--- START Data excerpt ---

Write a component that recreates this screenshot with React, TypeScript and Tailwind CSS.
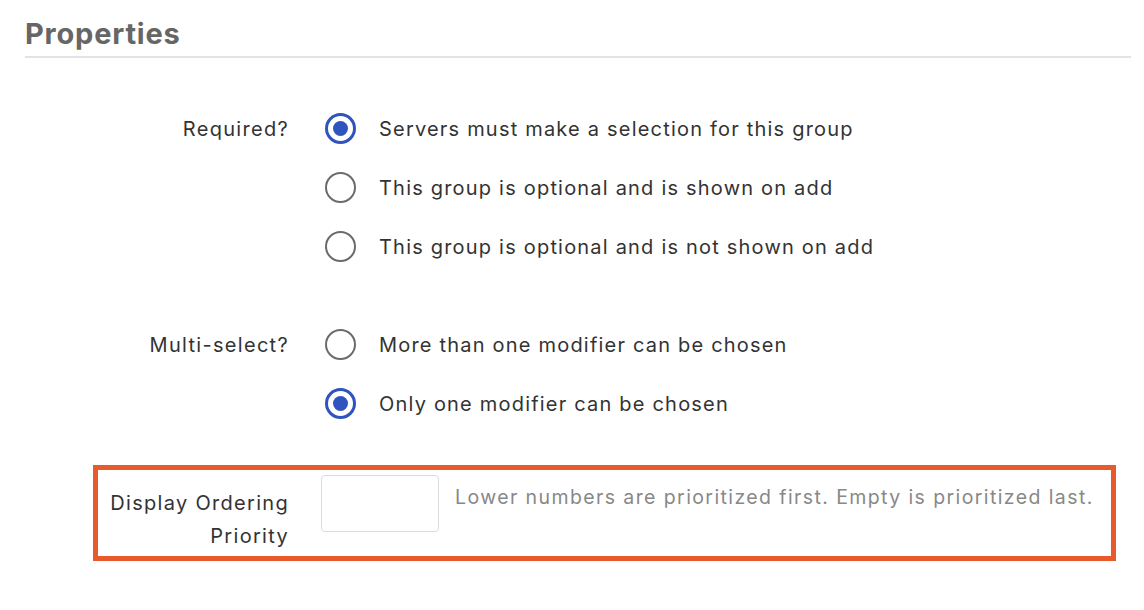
import { useState } from 'react';

type Option = { value: string; label: string };

const requiredOptions: Option[] = [
    { value: 'required', label: 'Servers must make a selection for this group' },
    { value: 'optional-shown', label: 'This group is optional and is shown on add' },
    { value: 'optional-hidden', label: 'This group is optional and is not shown on add' },
];

const multiOptions: Option[] = [
    { value: 'multi', label: 'More than one modifier can be chosen' },
    { value: 'single', label: 'Only one modifier can be chosen' },
];

function Radio({ checked }: { checked: boolean }) {
    if (checked) {
        return (
            <span className="w-[31px] h-[31px] shrink-0 rounded-full border-[3.5px] border-[#2f54bf] flex items-center justify-center bg-white">
                <span className="w-[15px] h-[15px] rounded-full bg-[#2f54bf]" />
            </span>
        );
    }
    return <span className="w-[31px] h-[31px] shrink-0 rounded-full border-2 border-[#6b6b6b] bg-white" />;
}

function RadioGroup({ label, options, value, onChange }: { label: string; options: Option[]; value: string; onChange: (v: string) => void }) {
    return (
        <div className="flex pl-[73px]">
            <div className="w-[191px] h-[59px] flex items-center justify-end text-[20px] tracking-[1.3px] text-[#333]">{label}</div>
            <div className="flex flex-col pl-[36px]">
                {options.map(opt => (
                    <button
                        key={opt.value}
                        onClick={() => onChange(opt.value)}
                        className="h-[59px] flex items-center gap-[23px] text-left text-[20px] tracking-[1.2px] text-[#333] cursor-pointer"
                    >
                        <Radio checked={value === opt.value} />
                        <span>{opt.label}</span>
                    </button>
                ))}
            </div>
        </div>
    );
}

export default function App() {
    const [required, setRequired] = useState('required');
    const [multi, setMulti] = useState('single');
    const [priority, setPriority] = useState('');

    return (
        <div className="w-[1144px] h-[610px] bg-white pl-[25px] pr-[13px] font-['Inter',sans-serif]">
            <h2 className="pt-[18px] pb-[6px] text-[29px] leading-[32px] font-bold tracking-[0.8px] text-[#666]">Properties</h2>
            <div className="h-[2px] bg-[#e3e3e3]" />

            <div className="mt-[41px]">
                <RadioGroup label="Required?" options={requiredOptions} value={required} onChange={setRequired} />
            </div>

            <div className="mt-[39px]">
                <RadioGroup label="Multi-select?" options={multiOptions} value={multi} onChange={setMulti} />
            </div>

            <div className="mt-[32px] ml-[68px] mr-[15px] h-[96px] border-[5px] border-[#e8592b] flex items-start">
                <div className="w-[191px] pt-[17px] text-right text-[20px] leading-[33px] tracking-[1.3px] text-[#333]">
                    Display Ordering
                    <br />
                    Priority
                </div>
                <input
                    value={priority}
                    onChange={e => setPriority(e.target.value)}
                    className="ml-[32px] mt-[5px] w-[118px] h-[57px] border border-[#dcdcdc] rounded-[4px] outline-none px-2 text-[19px]"
                />
                <p className="ml-[16px] mt-[13px] text-[19.5px] leading-[28px] tracking-[1.4px] text-[#888]">
                    Lower numbers are prioritized first. Empty is prioritized last.
                </p>
            </div>
        </div>
    );
}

--- END Data excerpt ---

Written problem
Reproduce the full listing above verbatim, with no pictures included.

Exercise answer
Write a component that recreates this screenshot with React, TypeScript and Tailwind CSS.
import { useState } from 'react';

type Option = { value: string; label: string };

const requiredOptions: Option[] = [
    { value: 'required', label: 'Servers must make a selection for this group' },
    { value: 'optional-shown', label: 'This group is optional and is shown on add' },
    { value: 'optional-hidden', label: 'This group is optional and is not shown on add' },
];

const multiOptions: Option[] = [
    { value: 'multi', label: 'More than one modifier can be chosen' },
    { value: 'single', label: 'Only one modifier can be chosen' },
];

function Radio({ checked }: { checked: boolean }) {
    if (checked) {
        return (
            <span className="w-[31px] h-[31px] shrink-0 rounded-full border-[3.5px] border-[#2f54bf] flex items-center justify-center bg-white">
                <span className="w-[15px] h-[15px] rounded-full bg-[#2f54bf]" />
            </span>
        );
    }
    return <span className="w-[31px] h-[31px] shrink-0 rounded-full border-2 border-[#6b6b6b] bg-white" />;
}

function RadioGroup({ label, options, value, onChange }: { label: string; options: Option[]; value: string; onChange: (v: string) => void }) {
    return (
        <div className="flex pl-[73px]">
            <div className="w-[191px] h-[59px] flex items-center justify-end text-[20px] tracking-[1.3px] text-[#333]">{label}</div>
            <div className="flex flex-col pl-[36px]">
                {options.map(opt => (
                    <button
                        key={opt.value}
                        onClick={() => onChange(opt.value)}
                        className="h-[59px] flex items-center gap-[23px] text-left text-[20px] tracking-[1.2px] text-[#333] cursor-pointer"
                    >
                        <Radio checked={value === opt.value} />
                        <span>{opt.label}</span>
                    </button>
                ))}
            </div>
        </div>
    );
}

export default function App() {
    const [required, setRequired] = useState('required');
    const [multi, setMulti] = useState('single');
    const [priority, setPriority] = useState('');

    return (
        <div className="w-[1144px] h-[610px] bg-white pl-[25px] pr-[13px] font-['Inter',sans-serif]">
            <h2 className="pt-[18px] pb-[6px] text-[29px] leading-[32px] font-bold tracking-[0.8px] text-[#666]">Properties</h2>
            <div className="h-[2px] bg-[#e3e3e3]" />

            <div className="mt-[41px]">
                <RadioGroup label="Required?" options={requiredOptions} value={required} onChange={setRequired} />
            </div>

            <div className="mt-[39px]">
                <RadioGroup label="Multi-select?" options={multiOptions} value={multi} onChange={setMulti} />
            </div>

            <div className="mt-[32px] ml-[68px] mr-[15px] h-[96px] border-[5px] border-[#e8592b] flex items-start">
                <div className="w-[191px] pt-[17px] text-right text-[20px] leading-[33px] tracking-[1.3px] text-[#333]">
                    Display Ordering
                    <br />
                    Priority
                </div>
                <input
                    value={priority}
                    onChange={e => setPriority(e.target.value)}
                    className="ml-[32px] mt-[5px] w-[118px] h-[57px] border border-[#dcdcdc] rounded-[4px] outline-none px-2 text-[19px]"
                />
                <p className="ml-[16px] mt-[13px] text-[19.5px] leading-[28px] tracking-[1.4px] text-[#888]">
                    Lower numbers are prioritized first. Empty is prioritized last.
                </p>
            </div>
        </div>
    );
}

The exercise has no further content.